In situations like this it is impossible to create “black box” tests without changing the underlying definition of the class (which may be the right thing to do, but may not).

To overcome this we can use a combination of reflection and mocks to assert the conditions within the test.

For example, we could create some utility classes:

@SuppressWarnings("unchecked")
public static <T extends Object> T spy(Object container, String field) {
    try {
        Field declaredField = locateField(container.getClass(), field);
        declaredField.setAccessible(true);
        Object value = declaredField.get(container);
        Object spy = Mockito.spy(value);
        declaredField.set(container, spy);
        return (T) spy;
    }
    catch (Exception e) {
        throw new RuntimeException("Cannot spy on field [" +
                field +
                "] in object [" +
                container +
                "]", e);
    }
}

static Field locateField(Class<?> container, String field) throws NoSuchFieldException {

    try {
        return container.getDeclaredField(field);
    }
    catch (NoSuchFieldException e) {

        if(container.getSuperclass() != null) {
            return locateField(container.getSuperclass(), field);
        }
        else {
            throw e;
        }
    }
}

That allow us to simply assert the changes in the internal object

MyClass instance = new MyClass();

List<Object> objects = MockUtils.spy(instance, "objects");

instance.add("foobar");

Mockito.verify(objects).add("foobar");

Note

Care should be taken when adopting this technique. You don’t want to start indiscriminately checking the internal workings of components unless the specific case demands it.

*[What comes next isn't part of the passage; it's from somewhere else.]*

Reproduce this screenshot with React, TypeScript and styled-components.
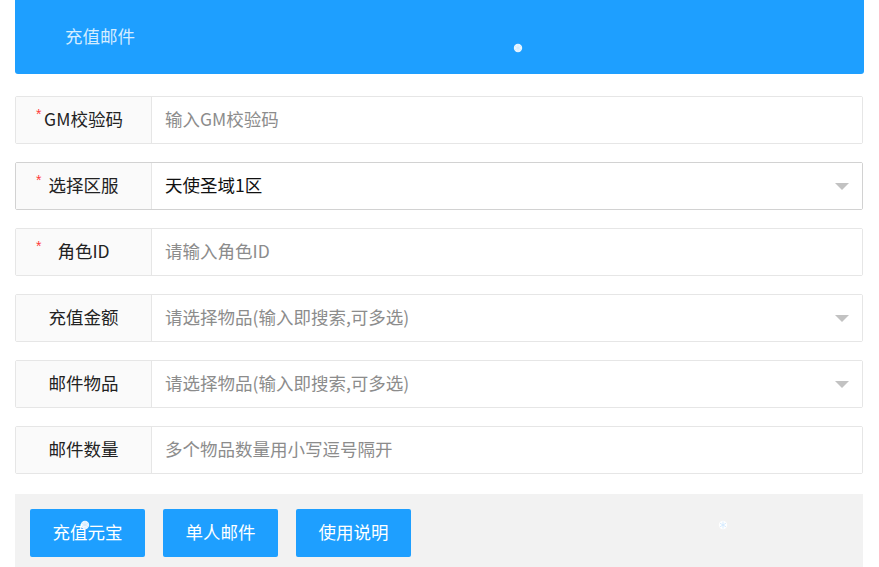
import React from "react";
import styled, { createGlobalStyle } from "styled-components";

const Global = createGlobalStyle`
  html, body { margin: 0; padding: 0; background: #fff; }
  body { font-family: "Noto Sans CJK SC", "Noto Sans", sans-serif; }
  * { box-sizing: border-box; }
`;

const Page = styled.div`
  position: relative;
  padding: 0 15px;
  height: 567px;
  overflow: hidden;
`;

const Header = styled.div`
  height: 74px;
  background: #1e9fff;
  border-radius: 0 0 3px 3px;
  display: flex;
  align-items: center;
  padding-left: 50px;
  padding-bottom: 4px;
  color: rgba(255, 255, 255, 0.82);
  font-size: 17.5px;
  margin-bottom: 22px;
`;

const Form = styled.div`
  display: flex;
  flex-direction: column;
  gap: 18px;
  margin-bottom: 20px;
`;

const Row = styled.div<{ $select?: boolean }>`
  position: relative;
  display: flex;
  height: 48px;
  border: 1px solid ${(p) => (p.$select ? "#d2d2d2" : "#e6e6e6")};
  border-radius: 2px;
  width: 848px;
`;

const Label = styled.div`
  position: relative;
  width: 136px;
  flex: none;
  background: #fafafa;
  border-right: 1px solid #e6e6e6;
  display: flex;
  align-items: center;
  justify-content: center;
  padding-bottom: 4px;
  font-size: 17.5px;
  color: #222;
`;

const Star = styled.span<{ $left: number }>`
  position: absolute;
  left: ${(p) => p.$left}px;
  top: 10px;
  color: #ff3b3b;
  font-size: 14px;
  line-height: 14px;
  font-family: "Liberation Sans", sans-serif;
`;

const Field = styled.div<{ $filled?: boolean }>`
  flex: 1;
  display: flex;
  align-items: center;
  padding-left: 13px;
  padding-bottom: 4px;
  font-size: 17.5px;
  color: ${(p) => (p.$filled ? "#111" : "#8c8c8c")};
  background: #fff;
`;

const Arrow = styled.span`
  position: absolute;
  right: 13px;
  top: 50%;
  margin-top: -3px;
  width: 0;
  height: 0;
  border-left: 7px solid transparent;
  border-right: 7px solid transparent;
  border-top: 7px solid #c2c2c2;
`;

const Bar = styled.div`
  background: #f2f2f2;
  padding: 15px;
  height: 90px;
  display: flex;
  gap: 18px;
  width: 848px;
`;

const Button = styled.button`
  width: 115px;
  height: 48px;
  background: #1e9fff;
  color: #fff;
  border: none;
  border-radius: 2px;
  font-family: inherit;
  font-size: 17.5px;
  padding: 0 0 4px;
`;

const FlakeWrap = styled.svg<{ $x: number; $y: number }>`
  position: absolute;
  left: ${(p) => p.$x}px;
  top: ${(p) => p.$y}px;
  width: 10px;
  height: 10px;
  pointer-events: none;
`;

function Flake({ x, y }: { x: number; y: number }) {
  return (
    <FlakeWrap $x={x} $y={y} viewBox="0 0 10 10">
      <circle cx="5" cy="5" r="4.2" fill="#fff" opacity="0.9" />
      <g stroke="#cfe9ff" strokeWidth="0.8">
        <line x1="5" y1="1.5" x2="5" y2="8.5" />
        <line x1="2" y1="3.2" x2="8" y2="6.8" />
        <line x1="2" y1="6.8" x2="8" y2="3.2" />
      </g>
    </FlakeWrap>
  );
}

type R = { label: string; star?: number; value: string; filled?: boolean; select?: boolean };

const rows: R[] = [
  { label: "GM校验码", star: 20, value: "输入GM校验码" },
  { label: "选择区服", star: 20, value: "天使圣域1区", filled: true, select: true },
  { label: "角色ID", star: 20, value: "请输入角色ID" },
  { label: "充值金额", value: "请选择物品(输入即搜索,可多选)", select: true },
  { label: "邮件物品", value: "请选择物品(输入即搜索,可多选)", select: true },
  { label: "邮件数量", value: "多个物品数量用小写逗号隔开" },
];

export default function App() {
  return (
    <Page>
      <Global />
      <Header>充值邮件</Header>
      <Form>
        {rows.map((r) => (
          <Row key={r.label} $select={r.filled}>
            <Label>
              {r.star !== undefined && <Star $left={r.star}>*</Star>}
              {r.label}
            </Label>
            <Field $filled={r.filled}>{r.value}</Field>
            {r.select && <Arrow />}
          </Row>
        ))}
      </Form>
      <Bar>
        <Button>充值元宝</Button>
        <Button>单人邮件</Button>
        <Button>使用说明</Button>
      </Bar>
      <Flake x={513} y={43} />
      <Flake x={718} y={520} />
      <Flake x={80} y={520} />
    </Page>
  );
}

[1]	There is a case to be made that private method should be used sparingly because of this issue, but that’s somewhat out of the scope of this discussion.

[2]	Often only the most common cases are explicitly tested. This is generally a judgement call made by the members of the team to balance time spent vs. value vs. risk

[3]	Typically only needed for compiled languages.

[4]	Dynamic languages like python and javascript would allow this.